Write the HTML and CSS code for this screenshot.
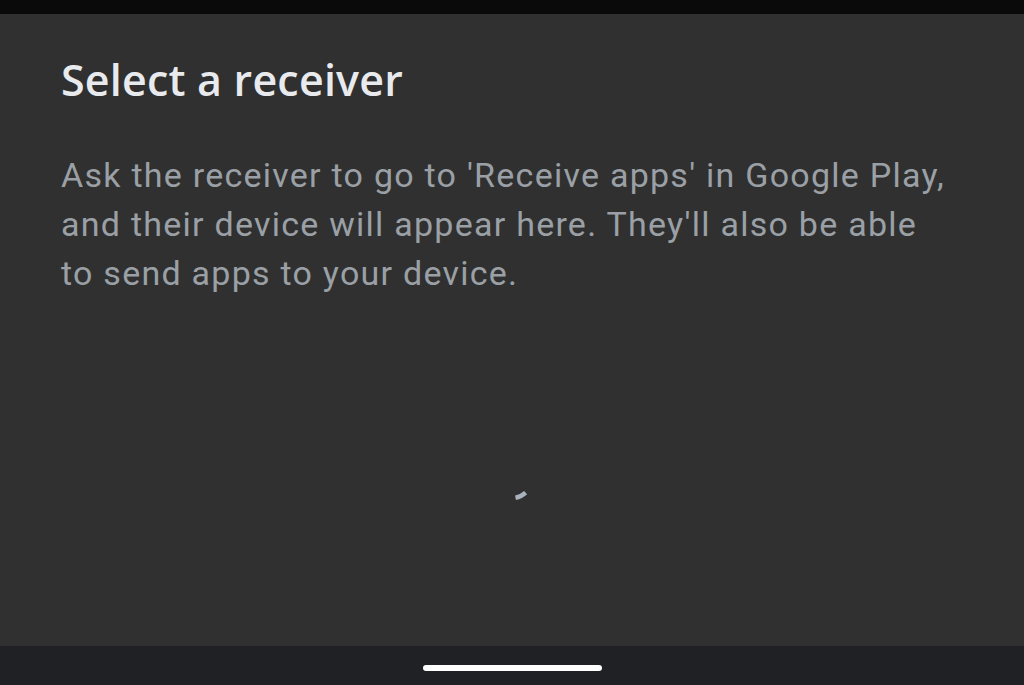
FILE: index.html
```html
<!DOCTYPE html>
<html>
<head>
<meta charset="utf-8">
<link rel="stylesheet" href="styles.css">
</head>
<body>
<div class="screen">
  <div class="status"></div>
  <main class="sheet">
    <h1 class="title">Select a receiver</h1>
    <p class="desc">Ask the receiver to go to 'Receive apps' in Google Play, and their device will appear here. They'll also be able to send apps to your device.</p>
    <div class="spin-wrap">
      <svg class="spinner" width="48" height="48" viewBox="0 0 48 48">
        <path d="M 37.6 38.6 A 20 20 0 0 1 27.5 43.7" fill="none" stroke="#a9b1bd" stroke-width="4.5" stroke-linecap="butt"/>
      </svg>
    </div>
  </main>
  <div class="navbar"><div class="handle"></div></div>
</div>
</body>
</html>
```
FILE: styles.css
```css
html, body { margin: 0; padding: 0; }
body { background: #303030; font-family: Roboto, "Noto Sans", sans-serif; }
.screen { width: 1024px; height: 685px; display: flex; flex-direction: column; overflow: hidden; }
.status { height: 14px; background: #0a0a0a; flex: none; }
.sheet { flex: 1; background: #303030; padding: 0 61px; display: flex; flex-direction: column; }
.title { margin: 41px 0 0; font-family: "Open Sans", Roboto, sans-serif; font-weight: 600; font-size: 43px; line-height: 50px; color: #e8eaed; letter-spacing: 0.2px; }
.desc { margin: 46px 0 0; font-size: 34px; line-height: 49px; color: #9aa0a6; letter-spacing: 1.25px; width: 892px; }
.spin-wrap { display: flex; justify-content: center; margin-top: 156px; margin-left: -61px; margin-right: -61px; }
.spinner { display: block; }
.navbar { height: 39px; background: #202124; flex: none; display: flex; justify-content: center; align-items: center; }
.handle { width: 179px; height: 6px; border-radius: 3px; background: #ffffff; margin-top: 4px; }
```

[Set problem]
The listing above needs to be output again exactly. Don't include the pictures.

[Exercise output]
Write the HTML and CSS code for this screenshot.
FILE: index.html
```html
<!DOCTYPE html>
<html>
<head>
<meta charset="utf-8">
<link rel="stylesheet" href="styles.css">
</head>
<body>
<div class="screen">
  <div class="status"></div>
  <main class="sheet">
    <h1 class="title">Select a receiver</h1>
    <p class="desc">Ask the receiver to go to 'Receive apps' in Google Play, and their device will appear here. They'll also be able to send apps to your device.</p>
    <div class="spin-wrap">
      <svg class="spinner" width="48" height="48" viewBox="0 0 48 48">
        <path d="M 37.6 38.6 A 20 20 0 0 1 27.5 43.7" fill="none" stroke="#a9b1bd" stroke-width="4.5" stroke-linecap="butt"/>
      </svg>
    </div>
  </main>
  <div class="navbar"><div class="handle"></div></div>
</div>
</body>
</html>
```
FILE: styles.css
```css
html, body { margin: 0; padding: 0; }
body { background: #303030; font-family: Roboto, "Noto Sans", sans-serif; }
.screen { width: 1024px; height: 685px; display: flex; flex-direction: column; overflow: hidden; }
.status { height: 14px; background: #0a0a0a; flex: none; }
.sheet { flex: 1; background: #303030; padding: 0 61px; display: flex; flex-direction: column; }
.title { margin: 41px 0 0; font-family: "Open Sans", Roboto, sans-serif; font-weight: 600; font-size: 43px; line-height: 50px; color: #e8eaed; letter-spacing: 0.2px; }
.desc { margin: 46px 0 0; font-size: 34px; line-height: 49px; color: #9aa0a6; letter-spacing: 1.25px; width: 892px; }
.spin-wrap { display: flex; justify-content: center; margin-top: 156px; margin-left: -61px; margin-right: -61px; }
.spinner { display: block; }
.navbar { height: 39px; background: #202124; flex: none; display: flex; justify-content: center; align-items: center; }
.handle { width: 179px; height: 6px; border-radius: 3px; background: #ffffff; margin-top: 4px; }
```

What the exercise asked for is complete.